● WHAT TO DO
Collect every line that includes the string "index".
━━━ MATERIAL
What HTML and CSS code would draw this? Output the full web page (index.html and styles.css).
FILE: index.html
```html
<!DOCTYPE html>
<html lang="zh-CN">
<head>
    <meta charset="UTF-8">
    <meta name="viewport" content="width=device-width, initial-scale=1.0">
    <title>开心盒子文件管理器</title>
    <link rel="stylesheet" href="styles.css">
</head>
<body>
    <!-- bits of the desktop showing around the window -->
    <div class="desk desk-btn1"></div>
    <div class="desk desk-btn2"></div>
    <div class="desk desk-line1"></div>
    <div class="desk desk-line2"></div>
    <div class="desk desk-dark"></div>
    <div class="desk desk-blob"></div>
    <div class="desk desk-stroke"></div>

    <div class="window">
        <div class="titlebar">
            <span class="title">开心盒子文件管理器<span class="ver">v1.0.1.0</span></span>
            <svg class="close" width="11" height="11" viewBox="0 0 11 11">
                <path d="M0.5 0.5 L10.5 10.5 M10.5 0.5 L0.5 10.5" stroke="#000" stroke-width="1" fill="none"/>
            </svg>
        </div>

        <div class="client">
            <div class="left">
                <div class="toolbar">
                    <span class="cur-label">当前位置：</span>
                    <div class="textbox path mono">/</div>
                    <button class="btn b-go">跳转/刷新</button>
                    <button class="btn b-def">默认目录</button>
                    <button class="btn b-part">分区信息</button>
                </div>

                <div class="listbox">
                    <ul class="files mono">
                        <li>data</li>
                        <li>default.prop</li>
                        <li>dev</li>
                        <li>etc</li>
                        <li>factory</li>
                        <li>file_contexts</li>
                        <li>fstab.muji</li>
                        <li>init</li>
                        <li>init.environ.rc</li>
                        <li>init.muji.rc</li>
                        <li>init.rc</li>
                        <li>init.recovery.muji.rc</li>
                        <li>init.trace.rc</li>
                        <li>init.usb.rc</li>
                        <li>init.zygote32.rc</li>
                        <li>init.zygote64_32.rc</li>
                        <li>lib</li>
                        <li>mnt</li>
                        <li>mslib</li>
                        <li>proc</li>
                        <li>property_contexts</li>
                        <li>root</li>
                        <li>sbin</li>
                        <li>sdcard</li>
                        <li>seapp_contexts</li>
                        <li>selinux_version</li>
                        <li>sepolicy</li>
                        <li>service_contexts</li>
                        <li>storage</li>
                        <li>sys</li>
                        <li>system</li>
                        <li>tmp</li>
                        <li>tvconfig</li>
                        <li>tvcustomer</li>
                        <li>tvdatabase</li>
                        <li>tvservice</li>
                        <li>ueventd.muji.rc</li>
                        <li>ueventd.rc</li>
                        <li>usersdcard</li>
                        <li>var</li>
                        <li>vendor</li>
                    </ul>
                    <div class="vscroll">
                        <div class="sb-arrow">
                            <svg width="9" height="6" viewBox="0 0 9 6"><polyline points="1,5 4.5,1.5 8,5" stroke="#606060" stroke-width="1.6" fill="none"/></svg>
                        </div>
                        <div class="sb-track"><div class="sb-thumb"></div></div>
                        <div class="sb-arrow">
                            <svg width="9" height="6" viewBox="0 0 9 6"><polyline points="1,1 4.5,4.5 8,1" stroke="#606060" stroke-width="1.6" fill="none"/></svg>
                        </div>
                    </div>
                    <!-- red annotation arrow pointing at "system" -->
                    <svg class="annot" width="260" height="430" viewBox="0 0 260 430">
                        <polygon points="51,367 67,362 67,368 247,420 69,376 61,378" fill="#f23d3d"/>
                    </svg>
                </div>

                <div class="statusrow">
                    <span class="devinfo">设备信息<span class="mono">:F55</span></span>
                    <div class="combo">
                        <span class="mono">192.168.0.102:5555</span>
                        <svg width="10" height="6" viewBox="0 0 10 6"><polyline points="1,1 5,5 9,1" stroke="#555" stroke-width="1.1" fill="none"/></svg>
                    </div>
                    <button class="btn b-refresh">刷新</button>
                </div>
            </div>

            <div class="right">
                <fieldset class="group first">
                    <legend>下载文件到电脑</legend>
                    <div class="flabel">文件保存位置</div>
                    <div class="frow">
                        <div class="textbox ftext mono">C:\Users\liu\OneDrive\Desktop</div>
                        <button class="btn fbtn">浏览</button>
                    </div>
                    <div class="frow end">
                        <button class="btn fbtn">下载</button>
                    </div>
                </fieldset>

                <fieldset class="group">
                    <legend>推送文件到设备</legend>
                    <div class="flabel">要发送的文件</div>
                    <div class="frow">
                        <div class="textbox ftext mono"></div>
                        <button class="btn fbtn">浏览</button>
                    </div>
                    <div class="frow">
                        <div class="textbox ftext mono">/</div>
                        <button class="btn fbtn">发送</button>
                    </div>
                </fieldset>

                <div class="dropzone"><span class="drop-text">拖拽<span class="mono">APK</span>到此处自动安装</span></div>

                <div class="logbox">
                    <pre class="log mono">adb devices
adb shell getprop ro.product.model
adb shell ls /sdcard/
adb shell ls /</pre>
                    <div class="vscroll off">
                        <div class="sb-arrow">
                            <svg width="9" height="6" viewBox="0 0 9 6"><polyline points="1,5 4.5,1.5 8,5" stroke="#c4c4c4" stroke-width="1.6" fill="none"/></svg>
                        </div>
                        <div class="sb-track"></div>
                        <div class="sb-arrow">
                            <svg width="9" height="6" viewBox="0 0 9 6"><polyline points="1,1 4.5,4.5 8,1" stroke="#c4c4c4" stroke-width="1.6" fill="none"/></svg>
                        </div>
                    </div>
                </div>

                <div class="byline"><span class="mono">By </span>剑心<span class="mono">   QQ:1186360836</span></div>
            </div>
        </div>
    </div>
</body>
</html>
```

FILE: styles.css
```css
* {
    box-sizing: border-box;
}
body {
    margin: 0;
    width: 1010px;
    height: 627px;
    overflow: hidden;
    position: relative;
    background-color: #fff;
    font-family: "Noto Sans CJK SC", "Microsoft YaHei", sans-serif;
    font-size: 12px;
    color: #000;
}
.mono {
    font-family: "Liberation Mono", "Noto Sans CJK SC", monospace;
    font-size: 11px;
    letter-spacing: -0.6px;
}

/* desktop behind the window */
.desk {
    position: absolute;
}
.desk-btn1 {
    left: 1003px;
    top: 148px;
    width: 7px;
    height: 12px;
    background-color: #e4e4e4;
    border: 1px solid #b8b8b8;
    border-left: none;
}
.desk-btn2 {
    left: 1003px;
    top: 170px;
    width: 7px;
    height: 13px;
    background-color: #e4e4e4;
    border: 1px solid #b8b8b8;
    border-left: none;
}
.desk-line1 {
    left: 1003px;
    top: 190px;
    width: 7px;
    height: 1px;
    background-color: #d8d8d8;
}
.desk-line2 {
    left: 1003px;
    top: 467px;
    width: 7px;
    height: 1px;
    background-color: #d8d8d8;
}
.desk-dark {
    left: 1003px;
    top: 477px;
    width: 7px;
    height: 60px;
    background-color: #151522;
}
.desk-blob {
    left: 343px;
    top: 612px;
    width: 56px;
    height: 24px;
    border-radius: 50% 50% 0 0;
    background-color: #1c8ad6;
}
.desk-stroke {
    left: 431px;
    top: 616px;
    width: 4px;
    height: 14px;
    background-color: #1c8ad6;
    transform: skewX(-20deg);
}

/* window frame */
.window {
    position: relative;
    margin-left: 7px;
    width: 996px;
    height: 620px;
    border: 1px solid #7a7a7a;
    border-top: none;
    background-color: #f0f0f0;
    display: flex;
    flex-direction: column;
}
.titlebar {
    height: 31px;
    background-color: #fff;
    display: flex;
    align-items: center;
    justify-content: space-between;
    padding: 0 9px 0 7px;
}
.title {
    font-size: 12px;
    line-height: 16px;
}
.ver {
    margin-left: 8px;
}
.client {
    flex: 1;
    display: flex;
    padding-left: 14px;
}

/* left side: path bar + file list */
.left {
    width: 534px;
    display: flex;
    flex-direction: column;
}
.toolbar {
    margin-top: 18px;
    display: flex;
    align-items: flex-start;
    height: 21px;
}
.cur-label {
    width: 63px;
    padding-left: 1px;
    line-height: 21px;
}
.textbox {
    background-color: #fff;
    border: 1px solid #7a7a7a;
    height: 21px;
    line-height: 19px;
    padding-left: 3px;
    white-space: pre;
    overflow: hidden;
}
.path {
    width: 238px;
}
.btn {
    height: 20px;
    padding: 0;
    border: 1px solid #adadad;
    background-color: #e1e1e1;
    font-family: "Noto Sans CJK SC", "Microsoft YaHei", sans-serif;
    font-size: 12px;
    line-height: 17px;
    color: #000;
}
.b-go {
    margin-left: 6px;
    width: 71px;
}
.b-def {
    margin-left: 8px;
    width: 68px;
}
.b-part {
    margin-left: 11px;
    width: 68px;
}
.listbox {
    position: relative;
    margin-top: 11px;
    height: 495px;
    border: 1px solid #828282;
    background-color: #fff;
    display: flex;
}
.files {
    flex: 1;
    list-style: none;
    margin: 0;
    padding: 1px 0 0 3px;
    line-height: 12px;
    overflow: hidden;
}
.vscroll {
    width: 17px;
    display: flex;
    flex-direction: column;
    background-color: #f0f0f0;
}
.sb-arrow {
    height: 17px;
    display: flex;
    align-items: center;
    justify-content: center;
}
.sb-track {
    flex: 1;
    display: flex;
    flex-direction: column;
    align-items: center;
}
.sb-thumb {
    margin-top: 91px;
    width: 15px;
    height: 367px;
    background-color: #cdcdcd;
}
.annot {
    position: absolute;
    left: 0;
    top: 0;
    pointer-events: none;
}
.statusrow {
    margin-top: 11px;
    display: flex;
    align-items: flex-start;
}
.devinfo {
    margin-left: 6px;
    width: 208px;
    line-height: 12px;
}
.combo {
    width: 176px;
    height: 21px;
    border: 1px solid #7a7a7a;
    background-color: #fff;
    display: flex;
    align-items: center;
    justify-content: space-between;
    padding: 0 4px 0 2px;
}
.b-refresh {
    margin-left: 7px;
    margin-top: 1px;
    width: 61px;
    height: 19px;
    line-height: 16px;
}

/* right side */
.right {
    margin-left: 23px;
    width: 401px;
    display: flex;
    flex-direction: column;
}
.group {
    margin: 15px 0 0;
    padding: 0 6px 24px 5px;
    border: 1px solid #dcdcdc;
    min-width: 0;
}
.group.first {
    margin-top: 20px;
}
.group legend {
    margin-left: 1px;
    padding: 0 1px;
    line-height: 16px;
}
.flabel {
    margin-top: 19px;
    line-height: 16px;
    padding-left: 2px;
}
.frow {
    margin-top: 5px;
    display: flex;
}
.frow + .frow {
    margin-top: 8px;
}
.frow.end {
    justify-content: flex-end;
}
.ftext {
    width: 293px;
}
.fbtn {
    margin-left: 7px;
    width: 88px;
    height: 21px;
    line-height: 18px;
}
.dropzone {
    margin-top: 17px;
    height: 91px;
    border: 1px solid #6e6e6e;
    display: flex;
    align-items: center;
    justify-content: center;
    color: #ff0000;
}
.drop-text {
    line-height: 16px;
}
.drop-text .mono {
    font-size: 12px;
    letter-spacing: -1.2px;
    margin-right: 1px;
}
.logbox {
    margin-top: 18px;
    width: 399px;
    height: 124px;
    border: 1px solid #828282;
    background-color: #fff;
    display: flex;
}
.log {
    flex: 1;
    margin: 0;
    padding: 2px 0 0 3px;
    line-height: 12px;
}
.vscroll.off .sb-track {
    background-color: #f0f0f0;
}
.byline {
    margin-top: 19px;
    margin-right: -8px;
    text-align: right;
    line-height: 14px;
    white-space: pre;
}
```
━━━━━━
● RESPONSE TO THE TASK
What HTML and CSS code would draw this? Output the full web page (index.html and styles.css).
FILE: index.html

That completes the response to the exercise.